The bulk of both lawyers’ total compensation comes from stock awards in Talen valued at more than $7 million for each executive that vest over a three-year period. Wright received a $586,600 bonus, and Wander received one valued at $250,000, both of which were tied to the resolution last year of bankruptcy proceedings involving the company and agreed upon by its creditors.

Houston-based Talen, spun-off in 2015 from energy giant PPL Corp., is one of North America’s largest power generation and infrastructure companies. Talen and its energy supply unit emerged from Chapter 11 in May 2023.

The company, which until last year was backed by private equity firm Riverstone Holdings LLC, declined to comment.

Wright left Vinson in 2004 to join Dallas-based electric utility Energy Future Holdings Corp., where he held several roles, including general counsel, before joining Talen some 14 years later. He spent five years as Talen’s general counsel before becoming its chief administrative officer in June 2023.

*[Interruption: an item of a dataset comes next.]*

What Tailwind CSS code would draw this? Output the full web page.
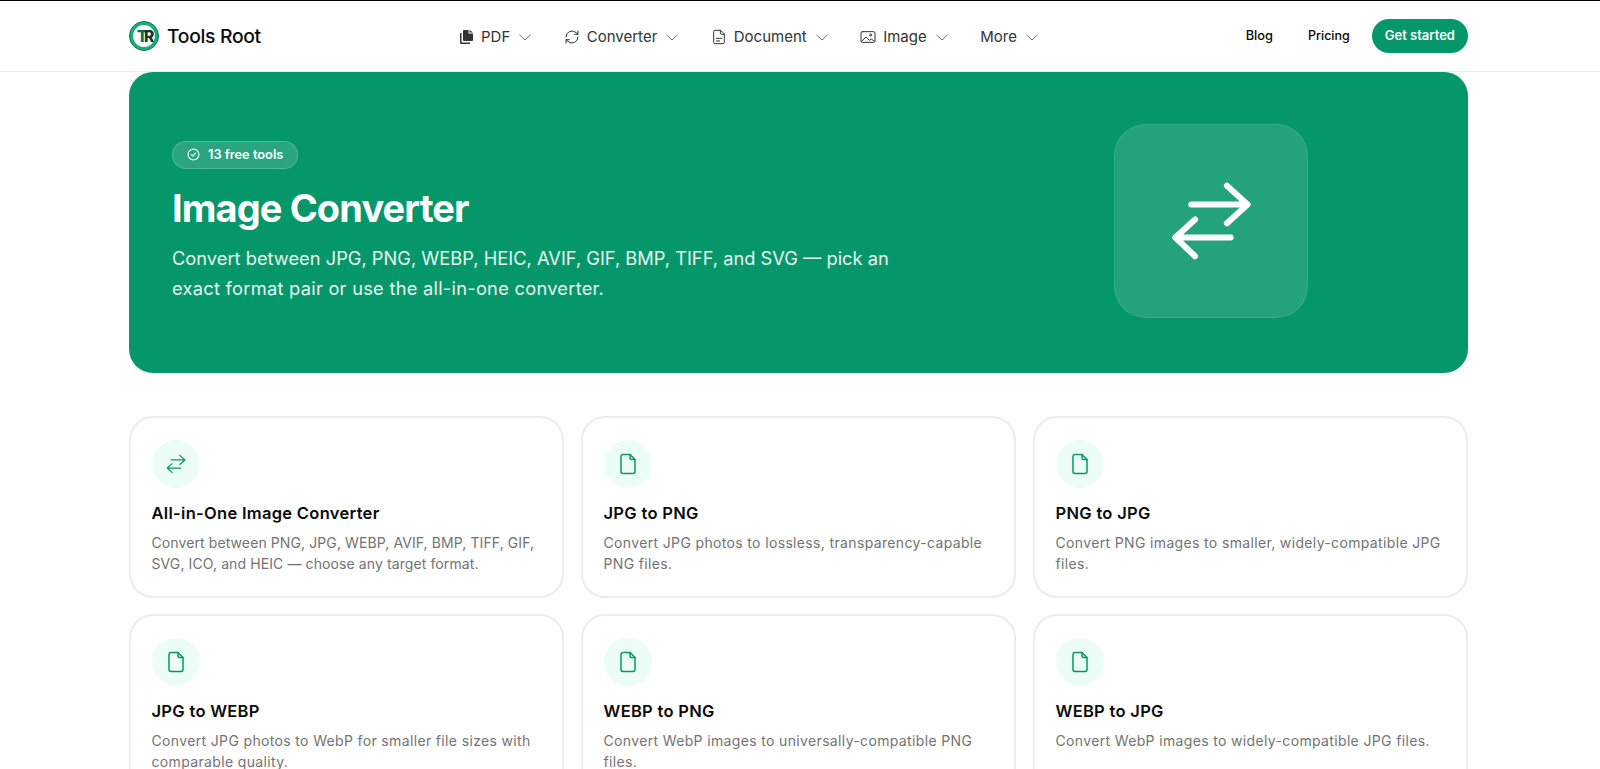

Wander joined Talen as general counsel and corporate secretary that same month after almost three decades at Vinson, where he was a member of the prominent Texas law firm’s management committee, head of its Dallas office, and co-head of the litigation and regulatory practice. Wander was also general counsel for Vinson, which last year named Vanessa Griffith to succeed him.

Talen recruited Wander from Vinson after he “worked on some of the firm’s most high-profile, high-stakes litigation matters,” according to its filing.

During his roughly 30 years in private practice, all of which was spent at Vinson, Wander was a commercial litigator handling cases related to accounting, finance, and shareholder issues on behalf of clients in the energy, insurance, manufacturing, securities, and accounting industries, Talen said in the filing.

The company has turned to Vinson to handle more than 6% of its caseload in US federal courts within the last three years, according to Bloomberg Law data. Kirkland & Ellis recently counseled Talen on its $785 million sale of three natural gas plants in Texas to CPS Energy, which was advised by Dykema.